The May 2026 report, titled “Non-State Violators of Religious Freedom in Nigeria: Fulani Militants,” said violence by Fulani militants had caused the highest number of deaths among all religious communities in Nigeria over the preceding year, surpassing casualties from both organized insurgent groups and criminal gangs. It confirmed that at least 1.3 million Nigerians had been displaced from the Middle Belt into overcrowded, unsanitary, and unsafe displacement camps as a result of militant attacks and land invasions.
The commission said armed actors from a Fulani ethnic background had perpetrated some of the most visible and deadly attacks on religious communities, often but not exclusively targeting Christians. However, it emphasized that Muslim communities had also suffered, with Fulani assailants raiding other herders’ cattle and violently attacking non-Fulani Muslim communities. The report documented multiple attacks in Plateau, Benue, Kaduna, Niger, and Zamfara states involving killings, kidnappings, and raids on churches, mosques, and rural communities.

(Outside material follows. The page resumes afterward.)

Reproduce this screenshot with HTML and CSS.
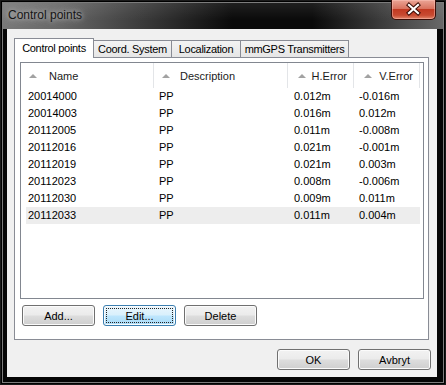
FILE: index.html
```html
<!DOCTYPE html>
<html lang="en">
<head>
    <meta charset="UTF-8">
    <meta name="viewport" content="width=device-width, initial-scale=1.0">
    <title>Control points</title>
    <link rel="stylesheet" href="styles.css">
</head>
<body>
    <div class="window">
        <div class="titlebar">
            <span class="title">Control points</span>
            <button class="close-btn">
                <svg width="43" height="19" viewBox="0 0 43 19">
                    <path d="M17 5 L26 13 M26 5 L17 13" stroke="#3b0c05" stroke-width="4.2" stroke-linecap="square"/>
                    <path d="M17 5 L26 13 M26 5 L17 13" stroke="#fff" stroke-width="2.2" stroke-linecap="square"/>
                </svg>
            </button>
        </div>
        <div class="client">
            <div class="tabs">
                <div class="tab active tab-points">Control points</div>
                <div class="tab tab-coord">Coord. System</div>
                <div class="tab tab-local">Localization</div>
                <div class="tab tab-gps">mmGPS Transmitters</div>
            </div>
            <div class="tab-panel">
                <div class="list">
                    <div class="list-header">
                        <div class="col-head"><span class="sort-arrow"></span><span class="head-name">Name</span></div>
                        <div class="col-head"><span class="sort-arrow"></span><span class="head-desc">Description</span></div>
                        <div class="col-head num"><span class="sort-arrow"></span><span>H.Error</span></div>
                        <div class="col-head num"><span class="sort-arrow"></span><span>V.Error</span></div>
                    </div>
                    <div class="list-body">
                        <div class="row"><span>20014000</span><span>PP</span><span>0.012m</span><span>-0.016m</span></div>
                        <div class="row"><span>20014003</span><span>PP</span><span>0.016m</span><span>0.012m</span></div>
                        <div class="row"><span>20112005</span><span>PP</span><span>0.011m</span><span>-0.008m</span></div>
                        <div class="row"><span>20112016</span><span>PP</span><span>0.021m</span><span>-0.001m</span></div>
                        <div class="row"><span>20112019</span><span>PP</span><span>0.021m</span><span>0.003m</span></div>
                        <div class="row"><span>20112023</span><span>PP</span><span>0.008m</span><span>-0.006m</span></div>
                        <div class="row"><span>20112030</span><span>PP</span><span>0.009m</span><span>0.011m</span></div>
                        <div class="row selected"><span>20112033</span><span>PP</span><span>0.011m</span><span>0.004m</span></div>
                    </div>
                </div>
                <div class="list-buttons">
                    <button class="btn">Add...</button>
                    <button class="btn btn-default">Edit...</button>
                    <button class="btn">Delete</button>
                </div>
            </div>
            <div class="dialog-buttons">
                <button class="btn">OK</button>
                <button class="btn">Avbryt</button>
            </div>
        </div>
    </div>
</body>
</html>
```

FILE: styles.css
```css
body {
    margin: 0;
    padding: 0;
    background-color: #000;
    font-family: "Liberation Sans", Arial, sans-serif;
    font-size: 11px;
    color: #000;
}

.window {
    width: 446px;
    height: 385px;
    box-sizing: border-box;
    padding: 0 9px 8px 7px;
    display: flex;
    flex-direction: column;
    background:
        linear-gradient(rgba(255, 255, 255, 0.1), rgba(255, 255, 255, 0) 70%) top / 100% 29px no-repeat,
        linear-gradient(90deg, #7a7a7a 0%, #666 14%, #2c2c2c 38%, #0a0a0a 52%, #0a0a0a 70%, #4a4a4a 90%, #6a6a6a 100%) top / 100% 29px no-repeat,
        #050505;
    box-shadow: inset 0 0 0 1px #1a1a1a, inset 0 0 0 2px #000, inset 0 0 0 3px #7c7c7c;
}

.titlebar {
    height: 29px;
    margin: 0 -9px 0 -7px;
    display: flex;
    justify-content: space-between;
    align-items: flex-start;
}

.title {
    margin: 8px 0 0 8px;
    font-size: 12px;
    line-height: 14px;
    color: #151515;
    text-shadow: 0 0 5px rgba(220, 220, 220, 0.9), 0 0 10px rgba(190, 190, 190, 0.7);
}

.close-btn {
    width: 45px;
    height: 20px;
    margin-right: 10px;
    padding: 0;
    border: 1px solid #3a0d07;
    border-top: none;
    border-radius: 0 0 5px 5px;
    background: linear-gradient(#eba596 0%, #d9735f 45%, #c23a22 50%, #c84a31 80%, #e2866a 100%);
    box-shadow: inset 0 0 0 1px rgba(255, 200, 190, 0.45);
    display: flex;
    align-items: center;
    justify-content: center;
}

.client {
    flex: 1;
    background-color: #f0f0f0;
    padding: 9px 6px 7px 7px;
    display: flex;
    flex-direction: column;
}

/* tab strip */
.tabs {
    height: 19px;
    display: flex;
    align-items: flex-end;
}

.tab {
    box-sizing: border-box;
    height: 17px;
    line-height: 16px;
    text-align: center;
    white-space: nowrap;
    letter-spacing: -0.3px;
    border-top: 1px solid #898c95;
    border-right: 1px solid #898c95;
    background: linear-gradient(#f3f3f3, #e6e6e6);
}

.tab.active {
    height: 20px;
    line-height: 19px;
    margin-bottom: -1px;
    border-left: 1px solid #898c95;
    background: #fff;
    position: relative;
    z-index: 1;
}

.tab-points { width: 80px; }
.tab-coord { width: 78px; }
.tab-local { width: 69px; }
.tab-gps { width: 108px; }

.tab-panel {
    box-sizing: border-box;
    height: 283px;
    margin-right: 2px;
    padding: 4px 4px 0 5px;
    border: 1px solid #898c95;
    background-color: #fff;
}

/* list view */
.list {
    box-sizing: border-box;
    height: 237px;
    border: 1px solid #828790;
    background-color: #fff;
}

.list-header {
    height: 25px;
    display: grid;
    grid-template-columns: 133px 134px 66px 66px;
}

.col-head {
    display: flex;
    align-items: center;
    padding-left: 8px;
    border-right: 1px solid #e3e5e8;
    color: #1b1b1b;
}

.col-head.num {
    justify-content: space-between;
    padding-left: 10px;
    padding-right: 6px;
}

.sort-arrow {
    width: 0;
    height: 0;
    border-left: 4px solid transparent;
    border-right: 4px solid transparent;
    border-bottom: 4px solid #a2a2a2;
}

.head-name { margin-left: 12px; }
.head-desc { margin-left: 10px; }

.row {
    height: 17px;
    line-height: 17px;
    margin-left: 5px;
    width: 394px;
    display: grid;
    grid-template-columns: 128px 134px 66px 66px;
}

.row span:nth-child(1) { padding-left: 2px; }
.row span:nth-child(2) { padding-left: 5px; }
.row span:nth-child(3) { padding-left: 6px; }
.row span:nth-child(4) { padding-left: 5px; }

.row.selected {
    background-color: #ededed;
}

/* buttons */
.list-buttons {
    display: flex;
    gap: 8px;
    margin: 6px 0 0 2px;
}

.dialog-buttons {
    display: flex;
    justify-content: flex-end;
    gap: 8px;
    margin-top: 9px;
}

.btn {
    width: 73px;
    height: 21px;
    padding: 0;
    font-family: "Liberation Sans", Arial, sans-serif;
    font-size: 11px;
    color: #000;
    border: 1px solid #707070;
    border-radius: 3px;
    background: linear-gradient(#f2f2f2 0%, #ebebeb 48%, #dddddd 52%, #cfcfcf 100%);
    box-shadow: inset 0 0 0 1px #fbfbfb;
}

.btn-default {
    border-color: #3c7fb1;
    background: linear-gradient(#eaf6fd 0%, #d9f0fc 48%, #bee6fd 52%, #a7d9f5 100%);
    outline: 1px dotted #222;
    outline-offset: -4px;
}
```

The USCIRF said militant actors had sometimes deliberately timed operations around Christian holidays such as Christmas and Easter to maximize psychological impact and deter communities from gathering for worship or celebration.
The commission warned against interpreting the violence through a single lens, saying both those who viewed it as a concerted campaign of religious genocide against non-Muslims and those who emphasized only land competition and environmental factors were presenting incomplete pictures. It said multiple and overlapping factors, including religion in many cases, likely drove militants to attack specific communities or individuals.
Despite recent security interventions and bilateral discussions between Nigeria and the United States, the report said violent incursions into farming communities, kidnappings, and attacks on religious sites continued, leaving central Nigeria in what it described as an intense, daily, and seemingly perpetual crisis of insecurity.